Directions:
In your copy, include every line of the listing below exactly but none of the pictures.

Provided material:
----

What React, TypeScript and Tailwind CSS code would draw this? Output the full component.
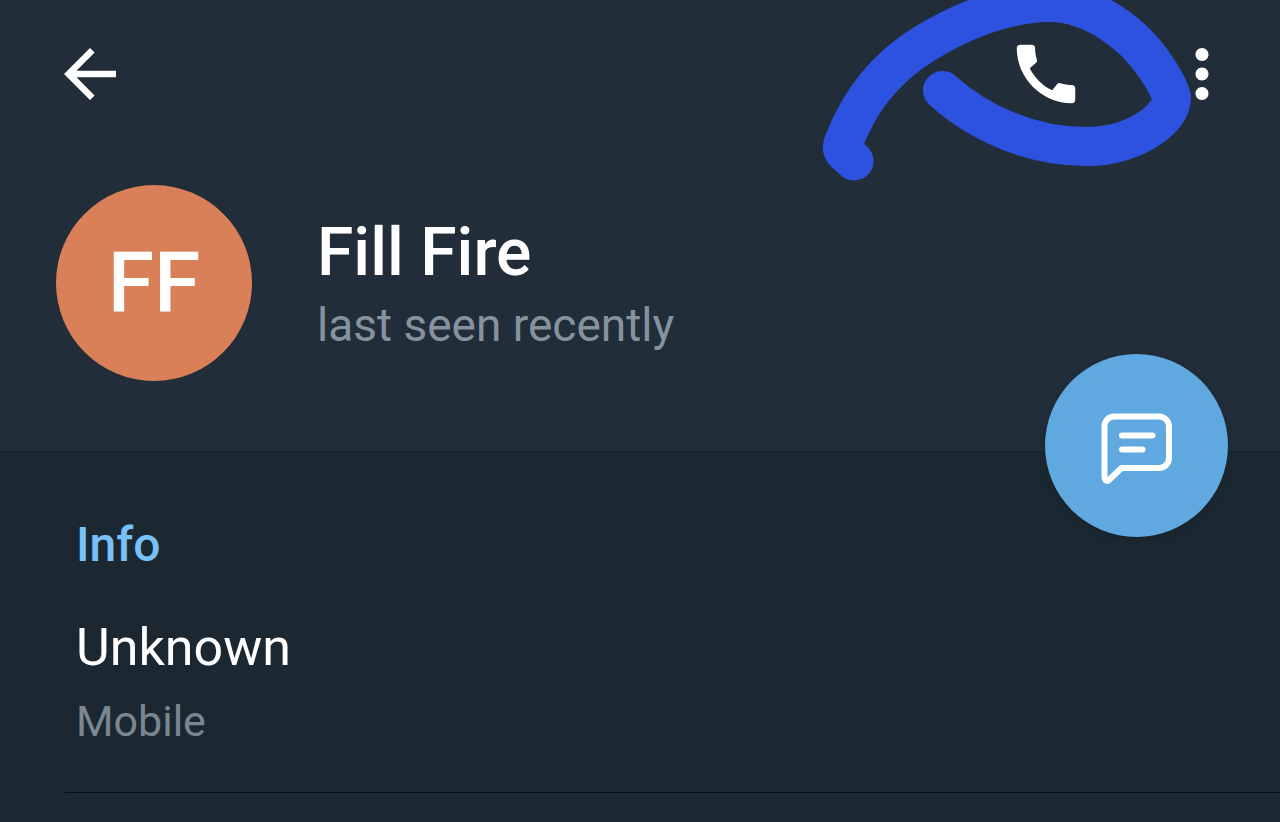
import { MdArrowBack, MdCall, MdMoreVert } from "react-icons/md";

function MessageIcon() {
  return (
    <svg
      viewBox="0 0 72 72"
      className="mt-1 size-[72px]"
      fill="none"
      stroke="currentColor"
      strokeWidth="6"
      strokeLinecap="round"
      strokeLinejoin="round"
      aria-hidden="true"
    >
      <path d="M13 4.500H58A10 10 0 0 1 68 14.500V46A10 10 0 0 1 58 56H20.500L8.500 67.500Q6.500 69.500 4.800 68.500Q3.500 67.500 3.500 65V14A9.500 9.500 0 0 1 13 4.500Z" />
      <path d="M21 23.500H51.500M21 37.500H41.500" />
    </svg>
  );
}

// Marker stroke drawn around the call button
function Scribble() {
  return (
    <svg
      viewBox="0 0 480 200"
      className="pointer-events-none absolute top-0 right-0 h-[200px] w-[480px]"
      fill="none"
      stroke="#2d52e0"
      strokeWidth="39"
      strokeLinecap="round"
      strokeLinejoin="round"
      aria-hidden="true"
    >
      <path d="M142.500 90.500C180 124 232 146.500 287 146.500C332 146.500 371.500 120 371.500 98C371.500 92 361 74 355 66C334 34 292 2.500 249 2.500C206 2.500 160 22 124 44C82 70 58 104 43 144Q41 149 45 153L54 161" />
    </svg>
  );
}

function ProfileHeader() {
  return (
    <header className="relative border-b-2 border-[#1a242d] bg-[#212d38] pt-[35px] pb-[70px]">
      <div className="flex items-center justify-between pr-[39px] pl-[51px]">
        <button type="button" aria-label="Back">
          <MdArrowBack className="size-[78px]" />
        </button>
        <div className="flex gap-[78px]">
          <button type="button" aria-label="Call">
            <MdCall className="size-[78px]" />
          </button>
          <button type="button" aria-label="More options">
            <MdMoreVert className="size-[78px]" />
          </button>
        </div>
      </div>

      <div className="mt-[72px] flex items-center gap-[65px] pl-14">
        <div className="flex size-[196px] shrink-0 items-center justify-center rounded-full bg-[#da8059] text-[84px] leading-none font-medium">
          FF
        </div>
        <div>
          <h1 className="text-[66px] leading-[80px] font-medium">Fill Fire</h1>
          <p className="mt-1 text-[46px] leading-[56px] text-[#86939f]">last seen recently</p>
        </div>
      </div>

      <Scribble />

      <button
        type="button"
        aria-label="Send message"
        className="absolute right-[52px] -bottom-[86px] flex size-[183px] items-center justify-center rounded-full bg-[#5fa9e0] shadow-[0_2px_6px_rgba(0,0,0,0.2)]"
      >
        <MessageIcon />
      </button>
    </header>
  );
}

function InfoSection() {
  return (
    <section className="pt-16">
      <h2 className="pl-[76px] text-[48px] leading-[56px] font-medium text-[#79c0f8]">Info</h2>
      <dl className="mt-[43px] flex flex-col-reverse gap-[13px] pl-[76px]">
        <dt className="text-[43px] leading-[56px] text-[#7a8791]">Mobile</dt>
        <dd className="text-[52px] leading-[64px]">Unknown</dd>
      </dl>
      <hr className="mt-[43px] ml-[65px] border-t border-[#0a1117]" />
    </section>
  );
}

export default function App() {
  return (
    <main className="min-h-screen bg-[#1c2831] font-['Roboto',sans-serif] text-white">
      <ProfileHeader />
      <InfoSection />
    </main>
  );
}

----

Solved exercise:
What React, TypeScript and Tailwind CSS code would draw this? Output the full component.
import { MdArrowBack, MdCall, MdMoreVert } from "react-icons/md";

function MessageIcon() {
  return (
    <svg
      viewBox="0 0 72 72"
      className="mt-1 size-[72px]"
      fill="none"
      stroke="currentColor"
      strokeWidth="6"
      strokeLinecap="round"
      strokeLinejoin="round"
      aria-hidden="true"
    >
      <path d="M13 4.500H58A10 10 0 0 1 68 14.500V46A10 10 0 0 1 58 56H20.500L8.500 67.500Q6.500 69.500 4.800 68.500Q3.500 67.500 3.500 65V14A9.500 9.500 0 0 1 13 4.500Z" />
      <path d="M21 23.500H51.500M21 37.500H41.500" />
    </svg>
  );
}

// Marker stroke drawn around the call button
function Scribble() {
  return (
    <svg
      viewBox="0 0 480 200"
      className="pointer-events-none absolute top-0 right-0 h-[200px] w-[480px]"
      fill="none"
      stroke="#2d52e0"
      strokeWidth="39"
      strokeLinecap="round"
      strokeLinejoin="round"
      aria-hidden="true"
    >
      <path d="M142.500 90.500C180 124 232 146.500 287 146.500C332 146.500 371.500 120 371.500 98C371.500 92 361 74 355 66C334 34 292 2.500 249 2.500C206 2.500 160 22 124 44C82 70 58 104 43 144Q41 149 45 153L54 161" />
    </svg>
  );
}

function ProfileHeader() {
  return (
    <header className="relative border-b-2 border-[#1a242d] bg-[#212d38] pt-[35px] pb-[70px]">
      <div className="flex items-center justify-between pr-[39px] pl-[51px]">
        <button type="button" aria-label="Back">
          <MdArrowBack className="size-[78px]" />
        </button>
        <div className="flex gap-[78px]">
          <button type="button" aria-label="Call">
            <MdCall className="size-[78px]" />
          </button>
          <button type="button" aria-label="More options">
            <MdMoreVert className="size-[78px]" />
          </button>
        </div>
      </div>

      <div className="mt-[72px] flex items-center gap-[65px] pl-14">
        <div className="flex size-[196px] shrink-0 items-center justify-center rounded-full bg-[#da8059] text-[84px] leading-none font-medium">
          FF
        </div>
        <div>
          <h1 className="text-[66px] leading-[80px] font-medium">Fill Fire</h1>
          <p className="mt-1 text-[46px] leading-[56px] text-[#86939f]">last seen recently</p>
        </div>
      </div>

      <Scribble />

      <button
        type="button"
        aria-label="Send message"
        className="absolute right-[52px] -bottom-[86px] flex size-[183px] items-center justify-center rounded-full bg-[#5fa9e0] shadow-[0_2px_6px_rgba(0,0,0,0.2)]"
      >
        <MessageIcon />
      </button>
    </header>
  );
}

function InfoSection() {
  return (
    <section className="pt-16">
      <h2 className="pl-[76px] text-[48px] leading-[56px] font-medium text-[#79c0f8]">Info</h2>
      <dl className="mt-[43px] flex flex-col-reverse gap-[13px] pl-[76px]">
        <dt className="text-[43px] leading-[56px] text-[#7a8791]">Mobile</dt>
        <dd className="text-[52px] leading-[64px]">Unknown</dd>
      </dl>
      <hr className="mt-[43px] ml-[65px] border-t border-[#0a1117]" />
    </section>
  );
}

export default function App() {
  return (
    <main className="min-h-screen bg-[#1c2831] font-['Roboto',sans-serif] text-white">
      <ProfileHeader />
      <InfoSection />
    </main>
  );
}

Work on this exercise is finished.